What precisely do you mean by "physical dependency"? Do you mean someone who is physically unable to stop drinking and therefore has no free will, or someone who would die if they did stop?

There are people chose to stop drinking, whose "inhibitory" neurons are affected in the same way as others who keep drinking. Is it hard for a chronic drinker to quit? Yes. Is it impossible? No. So they aren't "physically dependent" and they aren't "addicted" -- if you define addiction as physical dependency, which you did.

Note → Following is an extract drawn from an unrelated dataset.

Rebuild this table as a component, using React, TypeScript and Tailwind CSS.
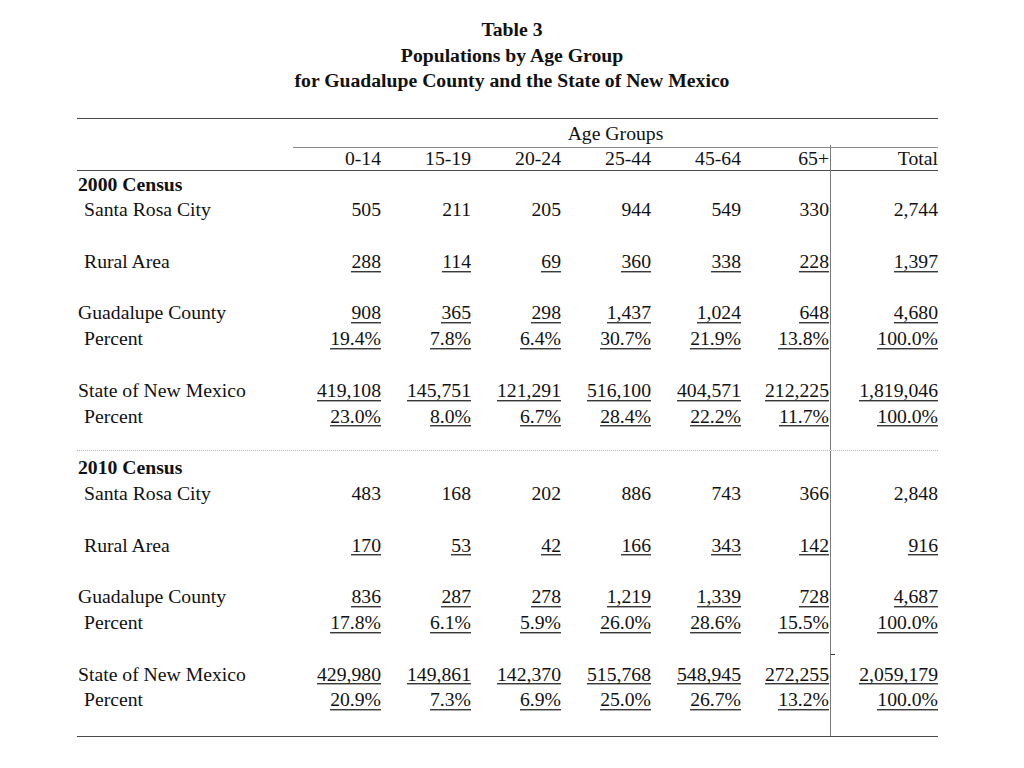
import React from "react";

type Row =
  | { kind: "head"; label: string }
  | { kind: "data"; label: string; indent?: boolean; vals: string[]; ul?: boolean }
  | { kind: "blank"; tick?: boolean }
  | { kind: "dotted" };

const rows: Row[] = [
  { kind: "head", label: "2000 Census" },
  { kind: "data", label: "Santa Rosa City", indent: true, vals: ["505", "211", "205", "944", "549", "330", "2,744"] },
  { kind: "blank" },
  { kind: "data", label: "Rural Area", indent: true, vals: ["288", "114", "69", "360", "338", "228", "1,397"], ul: true },
  { kind: "blank" },
  { kind: "data", label: "Guadalupe County", vals: ["908", "365", "298", "1,437", "1,024", "648", "4,680"], ul: true },
  { kind: "data", label: "Percent", indent: true, vals: ["19.4%", "7.8%", "6.4%", "30.7%", "21.9%", "13.8%", "100.0%"], ul: true },
  { kind: "blank" },
  { kind: "data", label: "State of New Mexico", vals: ["419,108", "145,751", "121,291", "516,100", "404,571", "212,225", "1,819,046"], ul: true },
  { kind: "data", label: "Percent", indent: true, vals: ["23.0%", "8.0%", "6.7%", "28.4%", "22.2%", "11.7%", "100.0%"], ul: true },
  { kind: "dotted" },
  { kind: "head", label: "2010 Census" },
  { kind: "data", label: "Santa Rosa City", indent: true, vals: ["483", "168", "202", "886", "743", "366", "2,848"] },
  { kind: "blank" },
  { kind: "data", label: "Rural Area", indent: true, vals: ["170", "53", "42", "166", "343", "142", "916"], ul: true },
  { kind: "blank" },
  { kind: "data", label: "Guadalupe County", vals: ["836", "287", "278", "1,219", "1,339", "728", "4,687"], ul: true },
  { kind: "data", label: "Percent", indent: true, vals: ["17.8%", "6.1%", "5.9%", "26.0%", "28.6%", "15.5%", "100.0%"], ul: true },
  { kind: "blank", tick: true },
  { kind: "data", label: "State of New Mexico", vals: ["429,980", "149,861", "142,370", "515,768", "548,945", "272,255", "2,059,179"], ul: true },
  { kind: "data", label: "Percent", indent: true, vals: ["20.9%", "7.3%", "6.9%", "25.0%", "26.7%", "13.2%", "100.0%"], ul: true },
];

const grid = "grid grid-cols-[216px_88px_90px_90px_90px_90px_90px_107px]";

function Val({ v, ul }: { v: string; ul?: boolean }) {
  if (!ul) return <span>{v}</span>;
  return (
    <span className="inline-block leading-[0.9] border-b border-[#3a3a3a] shadow-[0_1px_0_#a8a8a8]">
      {v}
    </span>
  );
}

function Cells({ vals, ul }: { vals?: string[]; ul?: boolean }) {
  const v = vals ?? ["", "", "", "", "", "", ""];
  return (
    <>
      {v.map((x, i) => (
        <div
          key={i}
          className={
            "text-right whitespace-nowrap " + (i === 5 ? "border-r border-[#7a7a7a] pr-[1px]" : "")
          }
        >
          {x && <Val v={x} ul={ul} />}
        </div>
      ))}
    </>
  );
}

export default function App() {
  return (
    <div
      className="w-[1024px] h-[768px] bg-white text-[#111] text-[19.7px]"
      style={{ fontFamily: '"Liberation Serif", "Times New Roman", serif' }}
    >
      <div className="pt-[17px] flex flex-col items-center font-bold leading-[25.5px]">
        <div>Table 3</div>
        <div>Populations by Age Group</div>
        <div>for Guadalupe County and the State of New Mexico</div>
      </div>

      <div className="ml-[77px] mt-[24px] w-[861px] border-t border-[#4a4a4a]">
        {/* Age Groups row */}
        <div className={grid + " h-[26px] leading-[28px]"}>
          <div />
          <div className="col-span-7 text-center border-b border-[#8a8a8a]">Age Groups</div>
        </div>
        {/* header row */}
        <div className={grid + " h-[26px] leading-[27px] border-b border-[#4a4a4a]"}>
          <div />
          {["0-14", "15-19", "20-24", "25-44", "45-64", "65+", "Total"].map((h, i) => (
            <div
              key={h}
              className={"text-right " + (i === 5 ? "border-r border-[#7a7a7a] pr-[1px]" : "")}
            >
              {h}
            </div>
          ))}
        </div>

        {rows.map((r, idx) => {
          if (r.kind === "head") {
            return (
              <div key={idx} className={grid + " h-[25.8px] leading-[27.6px]"}>
                <div className="pl-[1px] font-bold whitespace-nowrap">{r.label}</div>
                <Cells />
              </div>
            );
          }
          if (r.kind === "data") {
            return (
              <div key={idx} className={grid + " h-[25.8px] leading-[27.6px]"}>
                <div className={"whitespace-nowrap " + (r.indent ? "pl-[7px]" : "pl-[1px]")}>{r.label}</div>
                <Cells vals={r.vals} ul={r.ul} />
              </div>
            );
          }
          if (r.kind === "dotted") {
            return (
              <div key={idx} className="h-[25.8px] flex flex-col">
                <div className={grid + " h-[23px] border-b border-dotted border-[#b5b5b5]"}>
                  <div />
                  <Cells />
                </div>
                <div className={grid + " flex-1"}>
                  <div />
                  <Cells />
                </div>
              </div>
            );
          }
          return (
            <div key={idx} className={grid + " h-[25.8px]"}>
              <div />
              {[0, 1, 2, 3, 4].map((i) => (
                <div key={i} />
              ))}
              <div className="border-r border-[#7a7a7a]" />
              <div className="flex items-start">
                {r.tick && <div className="mt-[19px] w-[4px] h-[1px] bg-[#333]" />}
              </div>
            </div>
          );
        })}

        {/* trailing blank row to bottom rule */}
        <div className={grid + " h-[24.4px] border-b border-[#4a4a4a]"}>
          <div />
          {[0, 1, 2, 3, 4].map((i) => (
            <div key={i} />
          ))}
          <div className="border-r border-[#7a7a7a]" />
          <div />
        </div>
      </div>
    </div>
  );
}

Alcohol does happen to be one of the few substances where withdrawal can actually be fatal for a long-term drunk.

>can't stop playing vidya
what games? I have the opposite problem I wanna get into gaming again but all recent games are shit. I wanna feel how it is to not be able to leave the computer because I'm having so much fun

>willpower
That's the problem. You don't fight addiction with willpower because addiction is so ingrained in you. You instead replace it with healthy habits like lifting. I conquered my alcoholism with exercise. Eventhoygh I still get the cravings and urges, they don't bother me anymore since I've learned to associate te urges and cravings with a proper behavior to cope with it. 12 step mettings (if you need a support system) can be a decent start, but don't rely on them fully.

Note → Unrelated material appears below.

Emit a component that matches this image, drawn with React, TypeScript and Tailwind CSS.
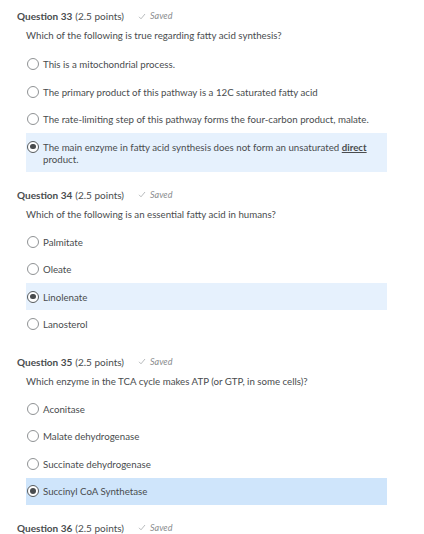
import React from "react";

type Opt = { label: React.ReactNode; selected?: boolean; strong?: boolean };

function Radio({ on }: { on?: boolean }) {
  return (
    <span
      className={
        "flex h-[12px] w-[12px] shrink-0 items-center justify-center rounded-full border bg-white " +
        (on ? "border-[#565a5c]" : "border-[#8f9294]")
      }
    >
      {on ? <span className="h-[5.5px] w-[5.5px] rounded-full bg-[#494c4e]" /> : null}
    </span>
  );
}

function Header({ n }: { n: number }) {
  return (
    <div className="flex h-[12px] items-center pl-[17px] text-[10px] leading-[12px] text-[#494c4e]">
      <span className="font-bold">Question {n}</span>
      <span className="ml-[3px]">(2.5 points)</span>
      <span className="ml-[14px] flex items-center text-[9px] italic text-[#8a8c8e]">
        <svg width="8" height="7" viewBox="0 0 8 7" className="mr-[4px]">
          <path d="M1 3.8 L3 5.8 L7 1" fill="none" stroke="#b0b3b5" strokeWidth="0.9" />
        </svg>
        Saved
      </span>
    </div>
  );
}

function Question({
  n,
  text,
  opts,
  textMt,
}: {
  n: number;
  text: string;
  opts: Opt[];
  textMt: string;
}) {
  return (
    <div>
      <Header n={n} />
      <div className="mt-[7px] pl-[26px] text-[9.7px] leading-[12px] text-[#494c4e]">{text}</div>
      <div className={"ml-[26px] flex w-[361px] flex-col gap-[0.5px] " + textMt}>
        {opts.map((o, i) => (
          <div
            key={i}
            className={
              "flex items-start gap-[4px] px-[1px] py-[7.5px] text-[9.7px] leading-[12px] text-[#494c4e] " +
              (o.selected ? (o.strong ? "bg-[#cfe5fb]" : "bg-[#e6f1fd]") : "")
            }
          >
            <Radio on={o.selected} />
            <span className="pr-[6px]">{o.label}</span>
          </div>
        ))}
      </div>
    </div>
  );
}

export default function App() {
  return (
    <div
      className="h-[534px] w-[424px] overflow-hidden bg-white pt-[10px]"
      style={{ fontFamily: "Lato, 'Open Sans', sans-serif" }}
    >
      <Question
        n={33}
        text="Which of the following is true regarding fatty acid synthesis?"
        textMt="mt-[9.5px]"
        opts={[
          { label: "This is a mitochondrial process." },
          { label: "The primary product of this pathway is a 12C saturated fatty acid" },
          {
            label:
              "The rate-limiting step of this pathway forms the four-carbon product, malate.",
          },
          {
            label: (
              <>
                The main enzyme in fatty acid synthesis does not form an unsaturated{" "}
                <span className="font-bold underline">direct</span> product.
              </>
            ),
            selected: true,
          },
        ]}
      />
      <div className="h-[16.5px]" />
      <Question
        n={34}
        text="Which of the following is an essential fatty acid in humans?"
        textMt="mt-[8.5px]"
        opts={[
          { label: "Palmitate" },
          { label: "Oleate" },
          { label: "Linolenate", selected: true },
          { label: "Lanosterol" },
        ]}
      />
      <div className="h-[18px]" />
      <Question
        n={35}
        text="Which enzyme in the TCA cycle makes ATP (or GTP, in some cells)?"
        textMt="mt-[8.5px]"
        opts={[
          { label: "Aconitase" },
          { label: "Malate dehydrogenase" },
          { label: "Succinate dehydrogenase" },
          { label: "Succinyl CoA Synthetase", selected: true, strong: true },
        ]}
      />
      <div className="h-[17px]" />
      <Header n={36} />
    </div>
  );
}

At first it is a choice. But it becomes a survival mechanism afterwards due to the rewarding effects on the brain. It replaces it as a want into a need. It starts "needing" thst externsl chemical to create a dopamine flood. Due to the extremely high and easy way drugs and alcohol does this, it becomes an automatic behavior for survival that doesn't truly go away wven after we extinguished or reinfoeced better behaviors. This is why it's considered a disease.

youtu.be/l4yMz0TAdK4

this....I feel I am constantly trying to get back into it for the past experiences. It's just not the same any more. Even when high I find it boring af

If you stop video games will be boring after a few months. You will occasionally feel a pull to come back but don't do it.

Except this doesn't apply to the 99% of chronic drinkers to whom the label "addict" is applied.

I know you think you have science on your side but you're being deliberately vague with your language.

What exactly do you mean by "survival mechanism"? There are only a tiny minority of people who literally can't survive without their chosen poison. Then you say it becomes an "automatic behaviour", but, as I've said, people can and do quit, despite the dopamine floods, GABA inhibition or whatever.

You are trying to subtly suggest that people who are "addicted" to something *can't* stop -- which obviously isn't the case for the vast majority of people whom are labeled as "addicts".

Addiction is a woolly term used to excuse free choices.

...

used to be addicted to opiates

they lower test, literal gains goblin

luckily i am not a total degenerate now and i had some nice rebound gains

physical dependency is clearly defined

It simply means that the user will have physical withdrawal symptoms upon cessation of their drug of choice

How is someone "physically dependent" on a drug if they can physically become independent of the drug by deciding not to take it anymore, even if they have to go through "withdrawal"?

Like I've said, the vast majority of "addicts" will survive if they stop taking their drug of choice. So how are they "physically dependent"?

you mean you used to like taking opiates because, at that time, the pleasure outweighed the social and physical damage you were doing to yourself?